A las tres reformas que señala el Dr. Antinori en su edición del año 2000, habría que agregar una cuarta en 2004. Aún con cuatro reformas, la constitución sigue siendo inadecuada a nuestras aspiraciones democráticas.
Entre otros males, mantiene vigente un sistema político en el cual un partido minoritario controla la política nacional y municipal, con consecuencias muy nefastas para todo el país.
El método más adecuado “para reformar las estructuras anquilosadas del Estado”, agrega el Dr. Antinori, es una “Asamblea Constituyente Absoluta o Clásica” (pág. 259). El método que algunos sectores dominantes están dispuestos a considerar, sin embargo, es el de la “paralela” contemplada en el Art. 314 de la Constitución vigente.
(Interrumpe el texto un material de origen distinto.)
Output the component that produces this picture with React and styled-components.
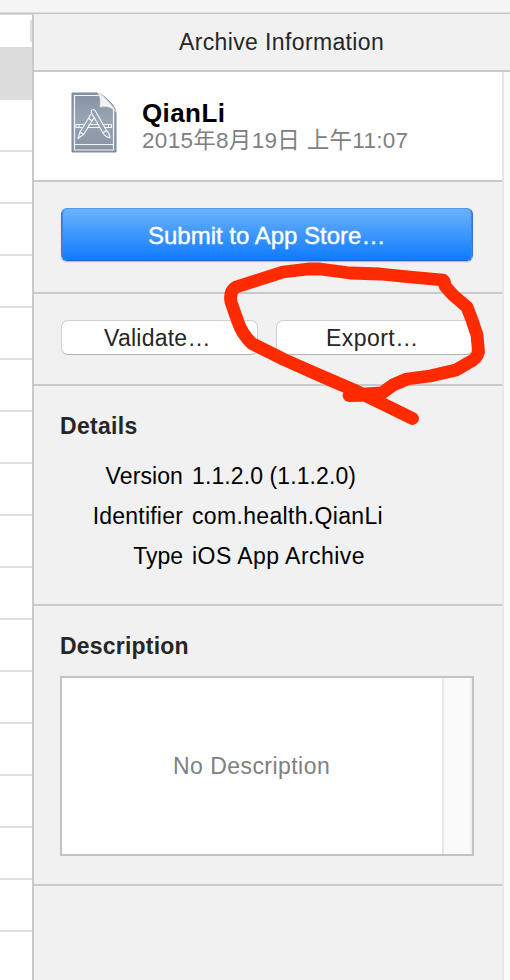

Esta “paralela” es una caricatura de constituyente, cuya convocatoria según el Art. 314 producirá una Asamblea tan mala como la existente, incapaz—por la ineptitud de sus integrantes—de discernir el interés nacional y exponerlo en un texto coherente que sirva de base para enderezar el rumbo del Estado panameño.
Uno de los mayores desatinos del Art. 314 es no contemplar la elección de constituyentes nacionales, como se hizo en 1945, quienes podrían aportar a los debates una visión más amplia y propuestas más relevantes al interés nacional que los delegados provinciales o comarcales.
En cuanto a sus funciones, el Art. 314 señala que la “paralela” “podrá reformar la actual Constitución de forma total o parcial, pero en ningún caso las decisiones que adopte tendrán efectos retroactivos, ni podrán alterar los períodos de los funcionarios electos y designados”. Esta redacción pone en evidencia que la tal “paralela” no es una constituyente, cuyas facultades no pueden limitarse mediante disposiciones constitucionales o legales.
De esta y otras maneras se cercenan las posibilidades de transformación del Estado panameño que una auténtica constituyente, elegida en ejercicio de la voluntad popular, pudiese llevar a cabo.
El autor es politólogo e historiador y dirige la maestría en Asuntos Internacionales en Florida State University, Panamá.